A unique development in Kapolei

Rendering courtesy of D.R. Horton

At a press conference today, Cameron Nekota of D.R. Horton announced that the company will file an amended petition tomorrow with the State Land Use Commission to approve Hoopili, a new housing development. D. R. Horton says it hopes to offer healthy lifestyles, use fewer natural resources and feature an urban agriculture program, saying it is the first community development of its kind in Hawaii.

The homes won’t be available until 2013, but as it is built, the developer hopes to create $4.6 billion in economic activity over a period of 20 years. The project will comprise 11,750 homes on 1,554 acres between Kapolei, Ewa and Waipahu, with another three million square feet of commercial space.

"West Oahu has emerged as a vibrant community, especially with new, world-class neighbors like UH West Oahu, Salvation Army Kroc Center and the Department of Hawaiian Home Lands’ planned shopping center," says Nekota.

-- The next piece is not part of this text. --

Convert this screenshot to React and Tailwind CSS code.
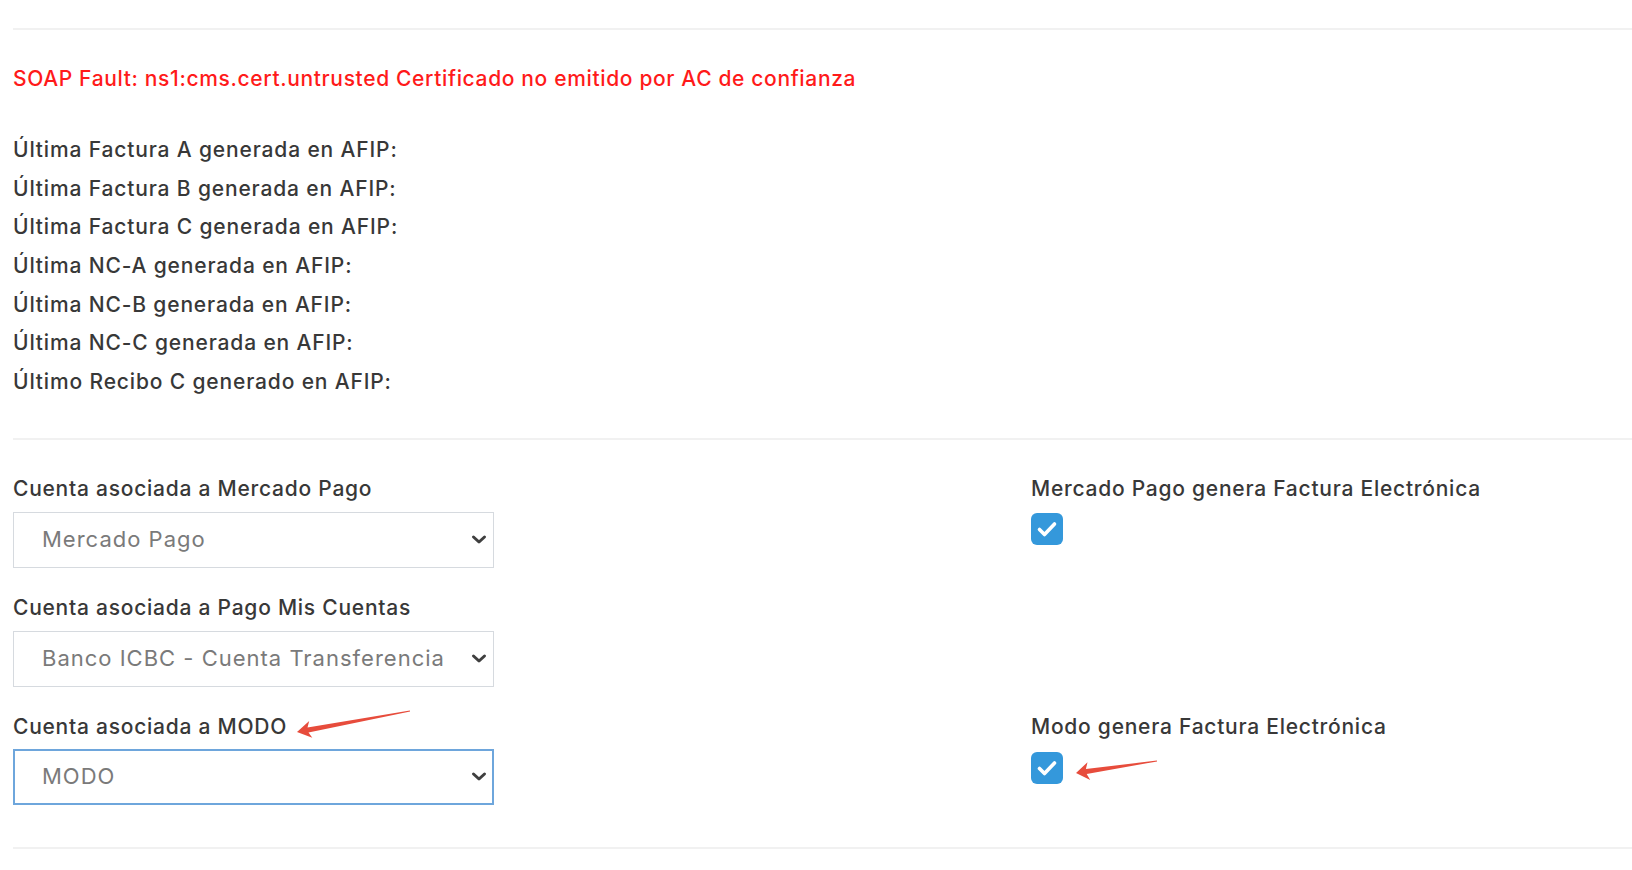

The plan is for Hoopili to reduce auto dependence by creating a compact community featuring a mix of land uses in a "village" setting. Designed to be a highly "walkable" community, shops, restaurants, five new school sites and 20 neighborhood parks in Hoopili should be accessible within a short walk from residences.

"Hoopili is the first community development in Hawaii to prepare a Health Impact Assessment and to measure key health indicators embedded in the design," says Jim Charlier, president of Charlier Associates, Inc. and a sustainability expert. "The result is a community that is designed to promote a healthy lifestyle, as well as promote greater community cohesion where people get to know their neighbors and enjoy a sense of belonging."

The community will also provide the opportunity to farm more than 15 percent of the developable acreage, which is approximately 159 acres of low-slope land for organic commercial farm use, approximately eight acres of land for use as community gardens, and possibly additional 84 acres for home gardens. Home gardens, or "steward" gardens are one of the most unique features of Hoopili’s urban agriculture program.

The program "incorporates food production right within the community," says Dean Okimoto, owner of Nalo Farms. "In many ways, Hoopili captures the best parts of old Hawai’i where families grew their own fruits and vegetables, either to eat themselves or to share."

All single-family homes in Hoopili will be constructed with roofs that are photovoltaic (PV)-ready; 10 percent of the homes will already be fitted with rooftop PV systems. All homes will be electric car-ready; inside, they will include Energy Star appliances, energy-efficient lighting and water-saving fixtures.

Hoopili will also feature a solar farm, designed and built by solar company Hoku, that is located adjacent to the property. It will provide 5 MW of clean renewable energy, translating to eight million kilowatt-hours of solar power annually.